Dem war nichts hinzuzufügen. Ich bin mir ziemlich sicher, dass, unterstellt, der Vorsitzende hätte sich in die Lage der Angeklagten hineinversetzen können, er diesen Aspekt nicht auf der Agenda hatte, obwohl gerade er verdeutlicht, wie groß die Einschränkung der Verteidigung ist, wenn ein Angeklagter nicht auf seine eigene digitalisierte Akte zurückgreifen kann.

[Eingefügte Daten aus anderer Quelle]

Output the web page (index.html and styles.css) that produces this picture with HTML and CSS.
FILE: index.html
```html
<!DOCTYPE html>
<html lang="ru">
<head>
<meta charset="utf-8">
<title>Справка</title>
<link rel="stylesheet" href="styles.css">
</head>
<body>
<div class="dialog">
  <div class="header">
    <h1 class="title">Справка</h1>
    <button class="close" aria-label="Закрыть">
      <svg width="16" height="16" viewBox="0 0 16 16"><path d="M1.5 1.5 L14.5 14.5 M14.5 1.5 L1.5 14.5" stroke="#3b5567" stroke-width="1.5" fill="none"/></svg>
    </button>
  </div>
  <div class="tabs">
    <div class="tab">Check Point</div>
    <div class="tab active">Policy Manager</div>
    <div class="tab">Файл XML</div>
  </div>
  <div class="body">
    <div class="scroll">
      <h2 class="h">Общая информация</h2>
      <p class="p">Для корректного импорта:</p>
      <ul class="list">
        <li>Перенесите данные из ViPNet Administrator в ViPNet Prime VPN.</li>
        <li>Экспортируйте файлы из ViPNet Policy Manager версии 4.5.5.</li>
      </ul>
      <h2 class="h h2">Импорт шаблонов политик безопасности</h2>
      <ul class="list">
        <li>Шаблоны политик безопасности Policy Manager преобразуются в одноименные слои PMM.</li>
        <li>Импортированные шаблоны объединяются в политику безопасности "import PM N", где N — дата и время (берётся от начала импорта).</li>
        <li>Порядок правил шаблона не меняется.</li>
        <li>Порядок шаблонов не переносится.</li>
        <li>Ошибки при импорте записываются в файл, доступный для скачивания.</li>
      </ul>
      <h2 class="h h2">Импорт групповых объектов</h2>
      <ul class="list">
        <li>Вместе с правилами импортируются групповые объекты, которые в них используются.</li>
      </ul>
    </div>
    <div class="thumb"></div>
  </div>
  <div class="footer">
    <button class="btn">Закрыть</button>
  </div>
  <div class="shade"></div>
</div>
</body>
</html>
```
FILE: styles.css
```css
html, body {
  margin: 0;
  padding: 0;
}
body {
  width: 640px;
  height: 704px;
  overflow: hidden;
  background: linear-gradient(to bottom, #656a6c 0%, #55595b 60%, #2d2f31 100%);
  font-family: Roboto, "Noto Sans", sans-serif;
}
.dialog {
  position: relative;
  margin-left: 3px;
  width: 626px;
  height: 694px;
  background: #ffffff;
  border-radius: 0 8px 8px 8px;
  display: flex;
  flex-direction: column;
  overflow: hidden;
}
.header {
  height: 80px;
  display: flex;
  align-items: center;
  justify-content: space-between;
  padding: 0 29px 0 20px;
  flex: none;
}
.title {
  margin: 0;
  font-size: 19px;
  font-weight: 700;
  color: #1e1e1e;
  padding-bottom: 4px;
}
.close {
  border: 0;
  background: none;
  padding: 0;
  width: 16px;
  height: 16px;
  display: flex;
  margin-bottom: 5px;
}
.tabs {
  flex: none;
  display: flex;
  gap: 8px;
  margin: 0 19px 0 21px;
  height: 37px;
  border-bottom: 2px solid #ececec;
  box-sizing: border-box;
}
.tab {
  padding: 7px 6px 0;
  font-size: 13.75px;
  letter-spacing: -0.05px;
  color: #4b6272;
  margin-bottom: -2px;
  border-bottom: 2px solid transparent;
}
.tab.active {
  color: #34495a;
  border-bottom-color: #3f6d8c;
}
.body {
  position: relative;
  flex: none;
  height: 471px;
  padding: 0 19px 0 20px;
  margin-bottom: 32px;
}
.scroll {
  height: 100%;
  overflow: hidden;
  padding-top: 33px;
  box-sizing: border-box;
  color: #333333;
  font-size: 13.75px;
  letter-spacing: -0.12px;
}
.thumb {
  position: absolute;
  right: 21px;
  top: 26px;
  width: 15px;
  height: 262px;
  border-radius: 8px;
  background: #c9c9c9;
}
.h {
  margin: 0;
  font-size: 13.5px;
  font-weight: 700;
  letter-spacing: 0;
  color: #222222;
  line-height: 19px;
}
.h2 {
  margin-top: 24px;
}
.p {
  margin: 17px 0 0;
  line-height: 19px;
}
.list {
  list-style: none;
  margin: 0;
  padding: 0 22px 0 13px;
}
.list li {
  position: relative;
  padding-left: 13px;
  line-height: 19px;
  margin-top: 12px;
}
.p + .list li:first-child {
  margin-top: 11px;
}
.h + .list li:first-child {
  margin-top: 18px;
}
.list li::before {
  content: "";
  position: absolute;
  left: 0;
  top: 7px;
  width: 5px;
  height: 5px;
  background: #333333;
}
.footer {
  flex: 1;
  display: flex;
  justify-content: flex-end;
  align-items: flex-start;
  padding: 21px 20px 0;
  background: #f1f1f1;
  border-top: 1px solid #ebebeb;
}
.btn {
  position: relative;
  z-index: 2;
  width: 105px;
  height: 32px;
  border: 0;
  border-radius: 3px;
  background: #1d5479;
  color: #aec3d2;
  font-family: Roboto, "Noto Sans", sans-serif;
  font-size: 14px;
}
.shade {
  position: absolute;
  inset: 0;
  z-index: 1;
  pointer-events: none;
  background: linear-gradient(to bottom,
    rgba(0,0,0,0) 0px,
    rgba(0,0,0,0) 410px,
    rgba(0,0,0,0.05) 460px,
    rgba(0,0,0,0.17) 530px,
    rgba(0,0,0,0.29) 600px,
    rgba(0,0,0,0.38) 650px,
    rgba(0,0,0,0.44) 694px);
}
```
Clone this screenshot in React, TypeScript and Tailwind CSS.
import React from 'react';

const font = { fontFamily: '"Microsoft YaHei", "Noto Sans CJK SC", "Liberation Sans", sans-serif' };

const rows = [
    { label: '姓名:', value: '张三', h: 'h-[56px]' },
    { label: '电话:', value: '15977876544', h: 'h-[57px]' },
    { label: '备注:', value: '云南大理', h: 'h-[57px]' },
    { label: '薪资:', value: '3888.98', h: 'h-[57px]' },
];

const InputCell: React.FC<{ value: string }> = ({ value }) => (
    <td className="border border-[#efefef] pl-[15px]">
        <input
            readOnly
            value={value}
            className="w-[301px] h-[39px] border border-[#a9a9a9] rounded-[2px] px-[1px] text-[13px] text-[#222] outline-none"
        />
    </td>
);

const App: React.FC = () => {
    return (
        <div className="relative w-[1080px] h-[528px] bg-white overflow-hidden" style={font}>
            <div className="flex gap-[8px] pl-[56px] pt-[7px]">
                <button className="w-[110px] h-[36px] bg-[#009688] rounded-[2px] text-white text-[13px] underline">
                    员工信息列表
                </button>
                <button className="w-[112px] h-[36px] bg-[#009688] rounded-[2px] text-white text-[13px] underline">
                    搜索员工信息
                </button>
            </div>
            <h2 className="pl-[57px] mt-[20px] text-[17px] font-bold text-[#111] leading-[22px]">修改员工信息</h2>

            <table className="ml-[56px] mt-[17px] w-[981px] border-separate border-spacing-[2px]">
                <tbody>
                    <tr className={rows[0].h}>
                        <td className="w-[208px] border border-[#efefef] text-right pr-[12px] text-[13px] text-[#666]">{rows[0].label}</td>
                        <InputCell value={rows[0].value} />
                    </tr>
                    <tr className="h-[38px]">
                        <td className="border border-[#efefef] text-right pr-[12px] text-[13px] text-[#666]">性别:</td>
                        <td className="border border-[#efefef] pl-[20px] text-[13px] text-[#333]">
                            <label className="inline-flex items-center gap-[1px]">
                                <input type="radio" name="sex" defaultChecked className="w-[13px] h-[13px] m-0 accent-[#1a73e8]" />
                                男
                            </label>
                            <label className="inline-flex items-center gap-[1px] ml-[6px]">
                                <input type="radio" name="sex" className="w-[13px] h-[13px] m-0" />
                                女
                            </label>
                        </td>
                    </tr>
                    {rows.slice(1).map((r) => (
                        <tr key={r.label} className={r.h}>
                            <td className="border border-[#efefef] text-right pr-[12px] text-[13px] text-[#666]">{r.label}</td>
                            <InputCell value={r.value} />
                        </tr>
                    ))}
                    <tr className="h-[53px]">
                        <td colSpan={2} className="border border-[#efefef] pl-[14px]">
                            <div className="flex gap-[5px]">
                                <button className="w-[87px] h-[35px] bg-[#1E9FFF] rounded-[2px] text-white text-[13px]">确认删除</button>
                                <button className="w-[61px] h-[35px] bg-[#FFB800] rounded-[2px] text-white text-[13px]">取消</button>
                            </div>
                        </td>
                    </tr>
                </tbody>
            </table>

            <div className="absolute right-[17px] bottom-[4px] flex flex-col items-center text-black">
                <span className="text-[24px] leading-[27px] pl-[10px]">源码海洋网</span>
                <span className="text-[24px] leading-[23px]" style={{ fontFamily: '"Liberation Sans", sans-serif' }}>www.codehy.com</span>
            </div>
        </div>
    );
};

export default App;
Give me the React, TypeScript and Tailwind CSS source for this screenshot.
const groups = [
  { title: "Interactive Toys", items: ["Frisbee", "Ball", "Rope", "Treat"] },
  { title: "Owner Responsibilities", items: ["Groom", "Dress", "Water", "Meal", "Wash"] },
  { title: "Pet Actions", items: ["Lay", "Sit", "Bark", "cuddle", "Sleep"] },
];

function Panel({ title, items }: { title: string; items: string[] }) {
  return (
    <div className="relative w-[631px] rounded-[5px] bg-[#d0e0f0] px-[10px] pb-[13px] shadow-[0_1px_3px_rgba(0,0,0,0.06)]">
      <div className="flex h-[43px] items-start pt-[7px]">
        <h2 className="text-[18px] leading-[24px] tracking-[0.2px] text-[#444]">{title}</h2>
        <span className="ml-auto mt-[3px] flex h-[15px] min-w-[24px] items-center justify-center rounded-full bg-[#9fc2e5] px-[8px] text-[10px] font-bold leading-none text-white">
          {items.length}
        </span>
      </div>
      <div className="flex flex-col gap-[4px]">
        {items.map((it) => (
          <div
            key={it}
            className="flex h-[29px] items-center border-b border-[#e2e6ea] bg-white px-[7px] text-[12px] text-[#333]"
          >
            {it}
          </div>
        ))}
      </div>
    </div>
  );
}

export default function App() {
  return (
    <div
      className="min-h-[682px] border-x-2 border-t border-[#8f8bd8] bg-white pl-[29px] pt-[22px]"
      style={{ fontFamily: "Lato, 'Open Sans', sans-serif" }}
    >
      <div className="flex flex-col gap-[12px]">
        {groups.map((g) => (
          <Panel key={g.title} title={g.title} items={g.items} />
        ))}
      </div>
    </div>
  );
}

Es ist kein Geheimnis, dass für den Fall, dass die Kammer ihre Haltung in diesem Punkt nicht ändern sollte, die Beschränkung der Verteidigung weiter Thema sein wird.


Noch am Vormittag gab das Gericht den Angeklagten Gelegenheit, sich zur Person und/oder zur Sache zu äußern.


Ein Angeklagter, der sich im ersten Durchgang sowohl Person wie auch zur Sache eingelassen hatte, ließ eine Verteidigererklärung dahingehend abgeben, er widerrufe alle Angaben, die er bisher bei den Ermittlungsbehörden sowie in der Hauptverhandlung gemacht habe und mache von seinem Schweigerecht Gebrauch.


Ein weiterer Angeklagter, der sich seit 2012 in einem Zeugenschutzprogramm befindet und der bereits im ersten Durchgang Angaben gemacht hatte, ließ über seine Anwältinnen erklären, er werde sich im nächsten Hauptverhandlungstermin zur Person und zur Sache einlassen und für Nachfragen durch das Gericht und die Staatsanwaltschaft zur Verfügung stehen. Fragen von Mitangeklagten und deren Verteidigern würden nicht beantwortet.


Die Verhandlung endete noch vor der angedachten Mittagspause. Bis zum voraussichtlichen nächsten Termin am kommenden Dienstag wird das Gericht über den gestellten Befangenheitsantrag zu entscheiden haben.